The solution is to have multiple candidates in the pipeline for a range of positions. They all have to be brought to about the same level of readiness and all have to understand that they are not competing for a particular job, but rather, they are being tested and prepared for various higher-level positions across the organization. Their performance during this learning and test period will determine the best selection for vacancies.
Do It Yesterday
“Today more than ever, the differentiator in business is finding a way to propel human capital into bottom-line results,” Doyle said.
CLOs will need to reaffirm their importance in the organization and form strategic partnerships with other C-level executives. Unfortunately, HR and training still are seen as overhead, not moneymakers. Whether that perception is fair or not, HR professionals have to understand management priorities, and facilitate them by harnessing and engaging human capital. If layoffs are unavoidable, HR should help ensure that it is fat, not muscle, that is being cut, so that in better times the organization will be fit and ready for the challenges that lie ahead.

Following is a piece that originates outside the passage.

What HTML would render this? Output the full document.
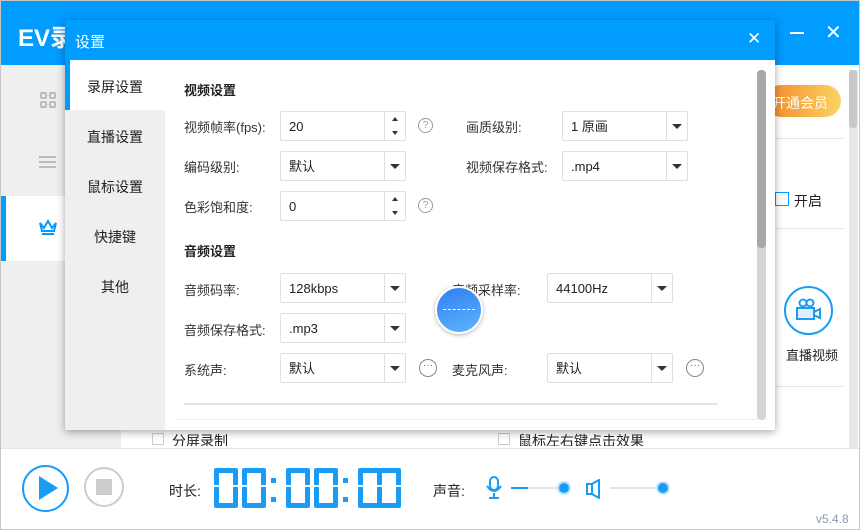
<!DOCTYPE html>
<html><head><meta charset="utf-8"><style>
*{margin:0;padding:0;box-sizing:border-box}
body{width:860px;height:530px;overflow:hidden;position:relative;background:#fff;font-family:"Liberation Sans","Noto Sans CJK SC",sans-serif;font-size:13px;color:#333}
.a{position:absolute}
.lbl{position:absolute;font-size:13px;color:#333}
.box{position:absolute;height:30px;border:1px solid #e0e0e0;border-radius:2px;background:#fff;font-size:13px;line-height:29px;padding-left:8px;color:#222}
.box .dd{position:absolute;right:0;top:0;width:21px;height:28px;border-left:1px solid #e0e0e0}
.box .dd:after{content:"";position:absolute;left:5px;top:12px;border-left:5px solid transparent;border-right:5px solid transparent;border-top:5px solid #333}
.box .sp{position:absolute;right:0;top:0;width:21px;height:28px;border-left:1px solid #e0e0e0}
.sp:before{content:"";position:absolute;left:7px;top:5px;border-left:3px solid transparent;border-right:3px solid transparent;border-bottom:4px solid #333}
.sp:after{content:"";position:absolute;left:7px;top:19px;border-left:3px solid transparent;border-right:3px solid transparent;border-top:4px solid #333}
.q{position:absolute;width:15px;height:15px;border:1px solid #999;border-radius:50%;font-size:10px;line-height:13px;text-align:center;color:#999}
.dots{position:absolute;width:18px;height:18px;border:1px solid #888;border-radius:50%;font-size:10px;line-height:11px;text-align:center;color:#666}
.nav{position:absolute;left:65px;width:100px;text-align:center;font-size:14px;color:#222}
.dg{position:absolute;top:468px;width:24px;height:40px;border:5px solid #1a9cf5;border-radius:2px}
.dg:after{content:"";position:absolute;left:-5px;right:-5px;top:12px;height:2px;background:#fff}
.col{position:absolute;width:5px;height:5px;background:#1a9cf5}
</style></head><body>
<div class="a" style="left:0;top:0;width:860px;height:530px;border:1px solid #c8c8c8"></div>
<div class="a" style="left:1px;top:1px;width:858px;height:64px;background:#009cff"></div>
<div class="a" style="left:18px;top:18px;color:#fff;font-size:24px;font-weight:bold">EV录</div>
<div class="a" style="left:790px;top:32px;width:14px;height:2px;background:#fff"></div>
<div class="a" style="left:825px;top:20px;color:#fff;font-size:20px">✕</div>
<div class="a" style="left:1px;top:65px;width:120px;height:383px;background:#efefef"></div>
<div class="a" style="left:1px;top:196px;width:64px;height:65px;background:#fff"></div>
<div class="a" style="left:1px;top:196px;width:5px;height:65px;background:#009cff"></div>
<div class="a" style="left:40px;top:92px;width:16px;height:16px;display:grid;grid-template-columns:7px 7px;gap:2px"><i style="border:2px solid #bbb;border-radius:2px"></i><i style="border:2px solid #bbb;border-radius:2px"></i><i style="border:2px solid #bbb;border-radius:2px"></i><i style="border:2px solid #bbb;border-radius:2px"></i></div>
<div class="a" style="left:39px;top:156px;width:17px;height:12px;border-top:2px solid #bbb;border-bottom:2px solid #bbb"><i class="a" style="left:0;top:3px;width:17px;height:2px;background:#bbb"></i></div>
<svg class="a" style="left:38px;top:219px" width="20" height="17"><path d="M2 4 L6 9 L10 2 L14 9 L18 4 L16 12 L4 12 Z" fill="none" stroke="#009cff" stroke-width="2"/><path d="M4 15 H16" stroke="#009cff" stroke-width="2"/></svg>
<div class="a" style="left:765px;top:85px;width:76px;height:32px;border-radius:16px;background:linear-gradient(90deg,#f5882a,#f9d463)"></div>
<div class="a" style="left:772px;top:93px;color:#fff;font-size:14px">开通会员</div>
<div class="a" style="left:776px;top:138px;width:68px;height:1px;background:#e5e5e5"></div>
<div class="a" style="left:775px;top:192px;width:14px;height:14px;border:1px solid #009cff"></div>
<div class="a" style="left:794px;top:191px;font-size:14px;color:#222">开启</div>
<div class="a" style="left:776px;top:228px;width:68px;height:1px;background:#e5e5e5"></div>
<div class="a" style="left:784px;top:286px;width:49px;height:49px;border:2px solid #1a9cf5;border-radius:50%"></div>
<svg class="a" style="left:795px;top:297px" width="28" height="26"><circle cx="8" cy="6" r="3.5" fill="none" stroke="#1a9cf5" stroke-width="2"/><circle cx="15" cy="6" r="3.5" fill="none" stroke="#1a9cf5" stroke-width="2"/><rect x="2" y="11" width="17" height="11" fill="#dff0fd" stroke="#1a9cf5" stroke-width="2"/><path d="M19 15 L25 12 V21 L19 18" fill="none" stroke="#1a9cf5" stroke-width="2"/></svg>
<div class="a" style="left:786px;top:345px;font-size:13px;color:#222">直播视频</div>
<div class="a" style="left:776px;top:386px;width:68px;height:1px;background:#e5e5e5"></div>
<div class="a" style="left:849px;top:70px;width:9px;height:378px;background:#e8e8e8"></div>
<div class="a" style="left:849px;top:70px;width:8px;height:58px;background:#c8c8c8;border-radius:3px"></div>
<div class="a" style="left:152px;top:433px;width:12px;height:12px;border:1px solid #ccc"></div>
<div class="a" style="left:172px;top:431px;font-size:14px;color:#222;height:15px;overflow:hidden;line-height:20px">分屏录制</div>
<div class="a" style="left:498px;top:433px;width:12px;height:12px;border:1px solid #ccc"></div>
<div class="a" style="left:518px;top:431px;font-size:14px;color:#222;height:15px;overflow:hidden;line-height:20px">鼠标左右键点击效果</div>
<div class="a" style="left:1px;top:448px;width:858px;height:1px;background:#e5e5e5"></div>
<div class="a" style="left:22px;top:465px;width:47px;height:47px;border:2px solid #1a9cf5;border-radius:50%"></div>
<div class="a" style="left:39px;top:476px;border-top:12px solid transparent;border-bottom:12px solid transparent;border-left:19px solid #1a9cf5"></div>
<div class="a" style="left:84px;top:467px;width:40px;height:40px;border:2px solid #ccc;border-radius:50%"></div>
<div class="a" style="left:96px;top:479px;width:16px;height:16px;background:#ccc"></div>
<div class="a" style="left:169px;top:481px;font-size:14px;color:#222">时长:</div>
<div class="dg" style="left:214px"></div><div class="dg" style="left:242px"></div>
<div class="col" style="left:271px;top:478px"></div><div class="col" style="left:271px;top:497px"></div>
<div class="dg" style="left:286px"></div><div class="dg" style="left:314px"></div>
<div class="col" style="left:343px;top:478px"></div><div class="col" style="left:343px;top:497px"></div>
<div class="dg" style="left:358px"></div><div class="dg" style="left:377px"></div>
<div class="a" style="left:433px;top:481px;font-size:14px;color:#222">声音:</div>
<svg class="a" style="left:485px;top:476px" width="18" height="24"><rect x="5" y="1" width="8" height="13" rx="4" fill="none" stroke="#1a9cf5" stroke-width="2"/><path d="M2 10 Q9 20 16 10 M9 17 V22 M4 22 H14" fill="none" stroke="#1a9cf5" stroke-width="2"/></svg>
<div class="a" style="left:511px;top:487px;width:56px;height:2px;background:#e5e5e5"></div>
<div class="a" style="left:511px;top:487px;width:17px;height:2px;background:#1a9cf5"></div>
<div class="a" style="left:559px;top:483px;width:10px;height:10px;border-radius:50%;background:#1a9cf5;box-shadow:0 0 0 2px #bfe3fc"></div>
<svg class="a" style="left:585px;top:479px" width="16" height="20"><path d="M2 5 H7 L14 1 V19 L7 15 H2 Z M7 5 V15" fill="none" stroke="#1a9cf5" stroke-width="2"/></svg>
<div class="a" style="left:610px;top:487px;width:56px;height:2px;background:#e5e5e5"></div>
<div class="a" style="left:658px;top:483px;width:10px;height:10px;border-radius:50%;background:#1a9cf5;box-shadow:0 0 0 2px #bfe3fc"></div>
<div class="a" style="left:816px;top:512px;font-size:12px;color:#8a9ab0">v5.4.8</div>

<div class="a" style="left:65px;top:20px;width:710px;height:410px;background:#fff;box-shadow:0 2px 8px rgba(0,0,0,.35)"></div>
<div class="a" style="left:65px;top:20px;width:710px;height:40px;background:#009cff"></div>
<div class="a" style="left:75px;top:31px;color:#fff;font-size:15px">设置</div>
<div class="a" style="left:747px;top:29px;color:#fff;font-size:17px">✕</div>
<div class="a" style="left:65px;top:60px;width:5px;height:50px;background:#009cff"></div>
<div class="a" style="left:65px;top:110px;width:100px;height:320px;background:#efefef"></div>
<div class="nav" style="top:77px">录屏设置</div>
<div class="nav" style="top:127px">直播设置</div>
<div class="nav" style="top:177px">鼠标设置</div>
<div class="nav" style="top:227px">快捷键</div>
<div class="nav" style="top:277px">其他</div>
<div class="a" style="left:757px;top:70px;width:9px;height:350px;background:#d4d4d4;border-radius:4px"></div>
<div class="a" style="left:757px;top:70px;width:9px;height:178px;background:#a8a8a8;border-radius:4px"></div>

<div class="lbl" style="left:184px;top:80px;font-weight:bold;color:#222">视频设置</div>
<div class="lbl" style="left:184px;top:117px">视频帧率(fps):</div>
<div class="box" style="left:280px;top:111px;width:126px">20<div class="sp"></div></div>
<div class="q" style="left:418px;top:118px">?</div>
<div class="lbl" style="left:466px;top:117px">画质级别:</div>
<div class="box" style="left:562px;top:111px;width:126px">1 原画<div class="dd"></div></div>
<div class="lbl" style="left:184px;top:157px">编码级别:</div>
<div class="box" style="left:280px;top:151px;width:126px">默认<div class="dd"></div></div>
<div class="lbl" style="left:466px;top:157px">视频保存格式:</div>
<div class="box" style="left:562px;top:151px;width:126px">.mp4<div class="dd"></div></div>
<div class="lbl" style="left:184px;top:197px">色彩饱和度:</div>
<div class="box" style="left:280px;top:191px;width:126px">0<div class="sp"></div></div>
<div class="q" style="left:418px;top:198px">?</div>

<div class="lbl" style="left:184px;top:241px;font-weight:bold;color:#222">音频设置</div>
<div class="lbl" style="left:184px;top:280px">音频码率:</div>
<div class="box" style="left:280px;top:273px;width:126px">128kbps<div class="dd"></div></div>
<div class="lbl" style="left:452px;top:280px">音频采样率:</div>
<div class="box" style="left:547px;top:273px;width:126px">44100Hz<div class="dd"></div></div>
<div class="lbl" style="left:184px;top:320px">音频保存格式:</div>
<div class="box" style="left:280px;top:313px;width:126px">.mp3<div class="dd"></div></div>
<div class="lbl" style="left:184px;top:360px">系统声:</div>
<div class="box" style="left:280px;top:353px;width:126px">默认<div class="dd"></div></div>
<div class="dots" style="left:419px;top:359px">···</div>
<div class="lbl" style="left:452px;top:360px">麦克风声:</div>
<div class="box" style="left:547px;top:353px;width:126px">默认<div class="dd"></div></div>
<div class="dots" style="left:686px;top:359px">···</div>
<div class="a" style="left:184px;top:403px;width:534px;height:2px;background:#e5e5e5"></div>
<div class="a" style="left:175px;top:419px;width:582px;height:1px;background:#eee"></div>

<div class="a" style="left:435px;top:286px;width:48px;height:48px;border-radius:50%;background:linear-gradient(160deg,#2f7fee,#5fb4ff);border:2px solid #fff;box-shadow:0 1px 4px rgba(0,0,0,.3)"></div>
<div class="a" style="left:443px;top:309px;width:32px;border-top:1px dashed #fff"></div>
</body></html>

In most companies, HR has not yet articulated the great urgency of filling the void soon to be left by retiring baby boomers. Now more than ever, HR leaders need that seat at the table so they can help find the future of the company. Chief learning officers and senior HR leaders need to have honest and robust conversations about succession — not just replacement, but developing and testing the next generation of leaders. Those conversations should also include the level below executive leadership — those in learning and development roles who have a close-up vantage point of the organization’s talent needs — so that learning and development can be practical, targeted and specific. And this needs to happen yesterday.